Article by *Trent Munday, Vice President , STEINER SPA CONSULTING *
In the official press release from Hyatt, CEO Mark Hoplamazian said “…wellness is an area that is becoming increasingly important to our guests…” and also spoke about Hyatt extending into “…adjacent places beyond traditional hotel stays…”. So basically, what Hyatt seem to be saying is that wellness in hotels and resorts is an important space for them to be in and in buying Miraval they will not only be able to help grow that brand but also enhance the wellness elements in their other hotel brands too. Personally, I can’t help but think that this acquisition is also at least in some way a response to the recent mega mergers between some of Hyatt’s competition.
However, I think this acquisition may just be end up being a boarder play than it appears. It stands to reason that smart hotel brands today are looking for more ways to engage with their guests, not just when they are in the hotel but also when they are not. The more constant the contact with the brand, the stronger the connection and ultimately the more valuable the relationship – to both sides. It is part of the logic behind the strategy of hotels selling their beds, linens and housewares, etc. to guests. Take the experience home with you, is the pitch. The end-result of which is you now have an ongoing connection with the brand.
Miraval is in the wellness business. The spa and wellness industry as we know it today began to develop in the late 1990’s. Admittedly, there were a few health resorts developed a decade or two earlier, but these were the outliers. The widespread introduction of hotel and resort spas started in the mid 1990’s and by the 2000’s was in full swing. And for many spa goers, it was a hotel that first introduced them to the concept of spa and provided their first spa experience. Today, guests have come to expect a spa as a standard facility in any reputable 4 or 5 star hotel.

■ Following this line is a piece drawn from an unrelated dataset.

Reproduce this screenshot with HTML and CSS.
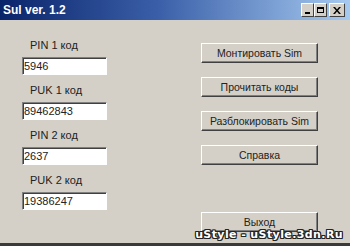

So where is all this heading?
Well, there’s an interesting thing happening in and around the spa industry. Whereas in the past spas have focused more on either pampering or beauty, these days they are leaning more towards wellness. Instead of just providing a massage or a facial, spas are looking to provide treatments and services that can actually make a real difference to your overall health and well-being. At the same time, as guests become more educated about their own personal health and well-being and the long-term consequences of not taking care of themselves, they are more focused than ever on wanting to live well. Wellness is no longer what you do when you go away to spa resort for 2 weeks a year. Instead, wellness is something that needs to be part of your day to day lifestyle. This trend also ties in with another push we have seen to keep people healthy and well, that of Corporate Wellness.
Ah ha! There it is. Can you see it now?
Wellness is becoming an ongoing, day to day thing. Something people do in their daily lives. Hotels are looking for ways to create ongoing connections with guests, both during their hotel say and after. And…BOOM GOES THE DYNAMITE!
With the purchase of Miraval, Hyatt is now perfectly positioned to extend their brand into not only the homes but the day to day lives of their guests.
At work, at home, in hotels – live well with Hyatt.
I think I may have just created the next tagline for Hyatt hotels.